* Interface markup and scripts

start

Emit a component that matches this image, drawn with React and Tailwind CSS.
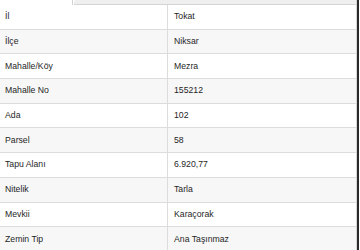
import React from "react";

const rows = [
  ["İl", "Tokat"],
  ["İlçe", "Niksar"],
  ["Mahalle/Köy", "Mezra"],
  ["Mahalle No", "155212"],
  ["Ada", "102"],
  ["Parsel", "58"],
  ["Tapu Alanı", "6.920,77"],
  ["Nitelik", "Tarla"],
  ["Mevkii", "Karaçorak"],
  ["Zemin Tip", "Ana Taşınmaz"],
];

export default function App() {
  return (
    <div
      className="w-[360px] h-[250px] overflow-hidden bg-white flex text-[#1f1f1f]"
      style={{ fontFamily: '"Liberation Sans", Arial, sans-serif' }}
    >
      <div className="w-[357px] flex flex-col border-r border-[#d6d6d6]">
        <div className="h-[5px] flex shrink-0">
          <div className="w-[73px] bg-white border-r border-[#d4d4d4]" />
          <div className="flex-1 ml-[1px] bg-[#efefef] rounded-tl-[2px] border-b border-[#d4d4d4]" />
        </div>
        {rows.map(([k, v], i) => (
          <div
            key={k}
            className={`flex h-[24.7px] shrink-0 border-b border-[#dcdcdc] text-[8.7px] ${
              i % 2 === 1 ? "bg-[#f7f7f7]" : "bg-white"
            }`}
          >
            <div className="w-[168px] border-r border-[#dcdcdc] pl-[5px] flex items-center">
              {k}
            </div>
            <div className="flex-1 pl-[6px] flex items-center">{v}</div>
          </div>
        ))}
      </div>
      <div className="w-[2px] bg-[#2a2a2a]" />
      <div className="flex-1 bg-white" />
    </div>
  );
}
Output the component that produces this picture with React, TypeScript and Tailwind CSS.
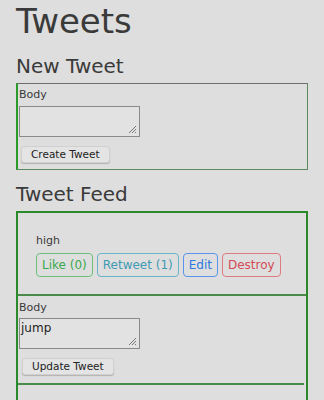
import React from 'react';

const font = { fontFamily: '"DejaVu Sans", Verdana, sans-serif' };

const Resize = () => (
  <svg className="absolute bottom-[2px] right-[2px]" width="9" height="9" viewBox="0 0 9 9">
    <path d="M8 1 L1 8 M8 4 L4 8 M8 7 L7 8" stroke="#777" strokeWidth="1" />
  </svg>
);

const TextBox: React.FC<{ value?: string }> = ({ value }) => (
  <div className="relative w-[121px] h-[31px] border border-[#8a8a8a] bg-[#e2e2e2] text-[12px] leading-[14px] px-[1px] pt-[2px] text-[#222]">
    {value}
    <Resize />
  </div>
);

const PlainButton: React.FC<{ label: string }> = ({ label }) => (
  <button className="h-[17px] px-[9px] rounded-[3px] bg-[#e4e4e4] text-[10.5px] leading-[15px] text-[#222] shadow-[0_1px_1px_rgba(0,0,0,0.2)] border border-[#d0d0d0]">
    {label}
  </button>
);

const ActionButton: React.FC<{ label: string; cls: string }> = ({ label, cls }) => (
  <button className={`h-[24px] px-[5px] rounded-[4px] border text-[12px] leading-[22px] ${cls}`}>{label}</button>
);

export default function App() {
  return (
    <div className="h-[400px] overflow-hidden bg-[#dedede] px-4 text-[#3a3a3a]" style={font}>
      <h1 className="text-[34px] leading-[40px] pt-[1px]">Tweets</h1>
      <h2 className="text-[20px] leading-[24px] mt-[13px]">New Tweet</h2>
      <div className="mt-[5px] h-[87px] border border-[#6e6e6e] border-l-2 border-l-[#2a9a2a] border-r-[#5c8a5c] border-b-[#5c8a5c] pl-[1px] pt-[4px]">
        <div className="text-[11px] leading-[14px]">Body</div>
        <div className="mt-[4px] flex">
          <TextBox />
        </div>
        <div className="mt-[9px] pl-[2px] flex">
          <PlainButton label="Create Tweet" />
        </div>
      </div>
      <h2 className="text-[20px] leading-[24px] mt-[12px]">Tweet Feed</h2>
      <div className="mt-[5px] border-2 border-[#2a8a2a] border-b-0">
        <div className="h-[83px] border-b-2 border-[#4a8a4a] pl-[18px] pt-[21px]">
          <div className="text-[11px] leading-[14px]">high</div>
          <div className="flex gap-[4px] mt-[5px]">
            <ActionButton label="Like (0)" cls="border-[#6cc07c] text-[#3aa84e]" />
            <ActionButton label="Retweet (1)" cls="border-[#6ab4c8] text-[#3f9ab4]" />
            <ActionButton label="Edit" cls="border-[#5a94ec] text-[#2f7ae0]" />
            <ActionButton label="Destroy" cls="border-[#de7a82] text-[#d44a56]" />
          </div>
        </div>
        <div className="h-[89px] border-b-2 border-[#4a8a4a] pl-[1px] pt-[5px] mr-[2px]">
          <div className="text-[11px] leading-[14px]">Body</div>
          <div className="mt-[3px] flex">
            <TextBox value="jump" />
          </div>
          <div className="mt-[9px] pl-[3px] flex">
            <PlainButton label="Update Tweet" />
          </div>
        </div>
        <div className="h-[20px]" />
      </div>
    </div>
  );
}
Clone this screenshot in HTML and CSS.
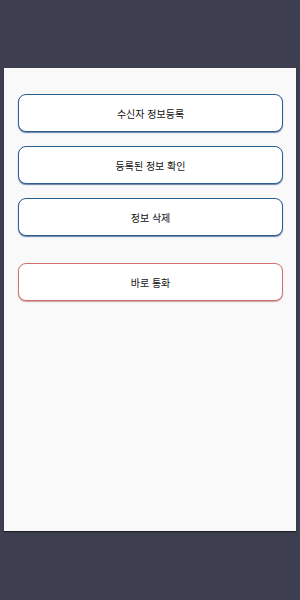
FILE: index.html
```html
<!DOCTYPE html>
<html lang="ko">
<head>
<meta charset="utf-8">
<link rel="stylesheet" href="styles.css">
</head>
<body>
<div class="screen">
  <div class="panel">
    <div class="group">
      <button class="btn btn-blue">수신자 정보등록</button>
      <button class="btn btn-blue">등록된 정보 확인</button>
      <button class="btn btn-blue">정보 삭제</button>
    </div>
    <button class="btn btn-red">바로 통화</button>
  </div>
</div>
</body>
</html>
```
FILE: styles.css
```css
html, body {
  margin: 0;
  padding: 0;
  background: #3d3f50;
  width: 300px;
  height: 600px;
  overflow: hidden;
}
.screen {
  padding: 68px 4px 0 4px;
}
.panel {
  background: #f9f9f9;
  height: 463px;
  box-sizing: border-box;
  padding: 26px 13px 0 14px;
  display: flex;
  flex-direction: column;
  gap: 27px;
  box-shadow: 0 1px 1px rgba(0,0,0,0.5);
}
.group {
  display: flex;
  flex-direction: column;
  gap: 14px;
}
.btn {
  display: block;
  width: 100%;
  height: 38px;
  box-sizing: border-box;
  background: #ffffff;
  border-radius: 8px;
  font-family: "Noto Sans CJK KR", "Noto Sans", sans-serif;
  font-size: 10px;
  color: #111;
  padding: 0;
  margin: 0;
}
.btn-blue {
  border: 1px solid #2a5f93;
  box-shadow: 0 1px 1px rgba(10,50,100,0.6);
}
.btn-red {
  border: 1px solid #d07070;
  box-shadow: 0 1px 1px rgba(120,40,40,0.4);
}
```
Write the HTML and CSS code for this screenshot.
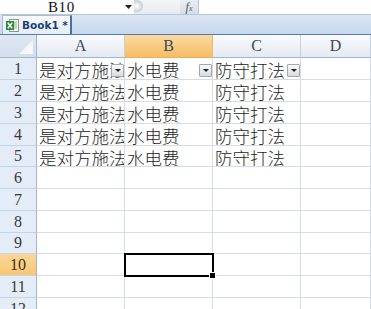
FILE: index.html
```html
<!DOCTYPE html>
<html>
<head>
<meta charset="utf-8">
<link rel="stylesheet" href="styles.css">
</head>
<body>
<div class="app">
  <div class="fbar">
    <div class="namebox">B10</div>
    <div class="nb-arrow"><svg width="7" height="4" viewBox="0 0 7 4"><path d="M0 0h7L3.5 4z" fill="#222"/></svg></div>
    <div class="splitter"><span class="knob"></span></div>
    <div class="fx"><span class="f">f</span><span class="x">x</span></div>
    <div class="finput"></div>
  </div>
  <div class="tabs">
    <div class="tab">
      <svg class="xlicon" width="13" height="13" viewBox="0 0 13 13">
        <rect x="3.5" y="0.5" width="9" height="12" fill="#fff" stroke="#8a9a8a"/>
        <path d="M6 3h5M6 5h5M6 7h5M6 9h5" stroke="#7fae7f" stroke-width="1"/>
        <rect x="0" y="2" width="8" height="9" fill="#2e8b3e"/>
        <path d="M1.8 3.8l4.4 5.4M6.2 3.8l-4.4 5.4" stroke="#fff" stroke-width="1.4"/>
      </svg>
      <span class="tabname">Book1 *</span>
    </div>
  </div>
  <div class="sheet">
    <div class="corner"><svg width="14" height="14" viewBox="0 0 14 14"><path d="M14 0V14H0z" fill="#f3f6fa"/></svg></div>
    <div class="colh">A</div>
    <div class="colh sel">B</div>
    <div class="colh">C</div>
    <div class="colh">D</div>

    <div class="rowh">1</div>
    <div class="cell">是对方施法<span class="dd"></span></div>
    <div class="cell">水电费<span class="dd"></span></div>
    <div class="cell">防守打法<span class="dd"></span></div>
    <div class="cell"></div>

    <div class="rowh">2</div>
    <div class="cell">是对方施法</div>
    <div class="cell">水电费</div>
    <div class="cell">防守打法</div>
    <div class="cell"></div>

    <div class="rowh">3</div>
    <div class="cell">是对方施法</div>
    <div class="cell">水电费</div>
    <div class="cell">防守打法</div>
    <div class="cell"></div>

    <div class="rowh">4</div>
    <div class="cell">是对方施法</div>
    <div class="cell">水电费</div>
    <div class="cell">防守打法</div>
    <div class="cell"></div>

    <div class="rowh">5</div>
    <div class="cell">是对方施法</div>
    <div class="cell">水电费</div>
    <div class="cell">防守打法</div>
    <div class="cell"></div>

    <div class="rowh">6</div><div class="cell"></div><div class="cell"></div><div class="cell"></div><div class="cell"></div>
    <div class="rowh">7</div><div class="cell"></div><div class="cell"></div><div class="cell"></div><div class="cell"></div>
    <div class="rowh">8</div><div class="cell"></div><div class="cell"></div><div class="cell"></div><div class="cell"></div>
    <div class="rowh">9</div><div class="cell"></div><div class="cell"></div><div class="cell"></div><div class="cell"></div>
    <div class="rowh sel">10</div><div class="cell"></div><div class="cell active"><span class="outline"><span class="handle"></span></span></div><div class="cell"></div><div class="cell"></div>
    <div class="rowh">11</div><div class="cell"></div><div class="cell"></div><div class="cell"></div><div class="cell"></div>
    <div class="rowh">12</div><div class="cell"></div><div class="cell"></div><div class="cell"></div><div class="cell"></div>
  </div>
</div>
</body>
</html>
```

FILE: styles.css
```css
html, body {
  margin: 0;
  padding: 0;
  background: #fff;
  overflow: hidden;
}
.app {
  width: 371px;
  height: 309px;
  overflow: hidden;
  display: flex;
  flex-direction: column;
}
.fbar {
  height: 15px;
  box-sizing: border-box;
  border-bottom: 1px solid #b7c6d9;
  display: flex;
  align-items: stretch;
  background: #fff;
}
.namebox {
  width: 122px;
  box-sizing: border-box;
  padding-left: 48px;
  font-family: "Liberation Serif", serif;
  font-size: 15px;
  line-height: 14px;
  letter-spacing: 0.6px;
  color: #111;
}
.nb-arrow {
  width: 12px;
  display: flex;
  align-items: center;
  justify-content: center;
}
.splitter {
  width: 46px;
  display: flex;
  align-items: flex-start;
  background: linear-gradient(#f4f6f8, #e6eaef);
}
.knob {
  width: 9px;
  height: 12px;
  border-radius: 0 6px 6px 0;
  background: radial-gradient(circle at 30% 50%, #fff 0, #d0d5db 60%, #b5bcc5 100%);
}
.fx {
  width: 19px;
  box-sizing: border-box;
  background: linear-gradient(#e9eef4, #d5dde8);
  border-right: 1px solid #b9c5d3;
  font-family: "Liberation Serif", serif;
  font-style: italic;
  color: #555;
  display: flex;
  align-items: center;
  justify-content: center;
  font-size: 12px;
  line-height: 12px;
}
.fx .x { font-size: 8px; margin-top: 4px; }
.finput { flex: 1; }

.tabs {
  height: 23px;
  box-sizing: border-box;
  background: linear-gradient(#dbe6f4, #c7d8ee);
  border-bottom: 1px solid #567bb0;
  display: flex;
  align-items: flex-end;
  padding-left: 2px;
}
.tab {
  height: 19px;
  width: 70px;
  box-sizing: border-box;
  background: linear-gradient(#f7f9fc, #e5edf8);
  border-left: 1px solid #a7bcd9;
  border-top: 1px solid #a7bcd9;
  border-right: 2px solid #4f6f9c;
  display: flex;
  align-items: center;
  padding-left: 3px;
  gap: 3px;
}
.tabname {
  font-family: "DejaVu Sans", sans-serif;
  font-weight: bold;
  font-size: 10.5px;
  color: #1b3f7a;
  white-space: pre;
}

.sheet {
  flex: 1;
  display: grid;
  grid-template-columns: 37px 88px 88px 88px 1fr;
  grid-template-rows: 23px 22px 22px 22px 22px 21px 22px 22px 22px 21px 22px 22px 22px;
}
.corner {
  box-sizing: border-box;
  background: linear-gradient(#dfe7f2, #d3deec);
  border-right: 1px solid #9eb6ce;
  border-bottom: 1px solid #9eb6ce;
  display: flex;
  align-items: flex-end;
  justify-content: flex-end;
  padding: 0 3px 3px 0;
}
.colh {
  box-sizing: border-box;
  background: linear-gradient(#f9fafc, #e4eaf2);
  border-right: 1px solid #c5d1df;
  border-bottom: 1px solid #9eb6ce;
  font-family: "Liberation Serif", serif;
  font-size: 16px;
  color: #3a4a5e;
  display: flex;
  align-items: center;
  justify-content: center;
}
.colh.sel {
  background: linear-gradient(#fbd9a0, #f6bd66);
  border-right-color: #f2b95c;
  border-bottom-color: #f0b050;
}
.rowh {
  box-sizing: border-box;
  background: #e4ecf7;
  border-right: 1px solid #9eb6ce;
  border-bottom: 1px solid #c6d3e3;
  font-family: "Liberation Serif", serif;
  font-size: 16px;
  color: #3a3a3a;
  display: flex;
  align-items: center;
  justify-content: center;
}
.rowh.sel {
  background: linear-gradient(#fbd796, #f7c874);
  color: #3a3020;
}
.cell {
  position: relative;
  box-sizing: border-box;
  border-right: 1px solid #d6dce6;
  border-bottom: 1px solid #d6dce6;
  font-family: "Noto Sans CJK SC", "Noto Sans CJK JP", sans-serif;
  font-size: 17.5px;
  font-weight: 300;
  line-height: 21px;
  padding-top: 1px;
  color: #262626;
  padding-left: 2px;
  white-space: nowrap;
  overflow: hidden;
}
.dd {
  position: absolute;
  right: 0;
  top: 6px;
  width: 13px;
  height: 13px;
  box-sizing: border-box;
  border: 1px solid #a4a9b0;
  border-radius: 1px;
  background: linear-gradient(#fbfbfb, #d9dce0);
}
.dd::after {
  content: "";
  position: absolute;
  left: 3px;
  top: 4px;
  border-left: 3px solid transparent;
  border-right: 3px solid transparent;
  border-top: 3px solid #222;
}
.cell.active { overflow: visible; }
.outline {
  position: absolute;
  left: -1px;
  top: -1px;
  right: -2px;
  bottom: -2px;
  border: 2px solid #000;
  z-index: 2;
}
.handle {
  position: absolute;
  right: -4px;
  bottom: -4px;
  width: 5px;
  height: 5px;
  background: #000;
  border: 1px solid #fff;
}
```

end

* TASK DESCRIPTION
Pick out the lines that include the word "with" and write them out.

* RESPONSE
Emit a component that matches this image, drawn with React and Tailwind CSS.
Output the component that produces this picture with React, TypeScript and Tailwind CSS.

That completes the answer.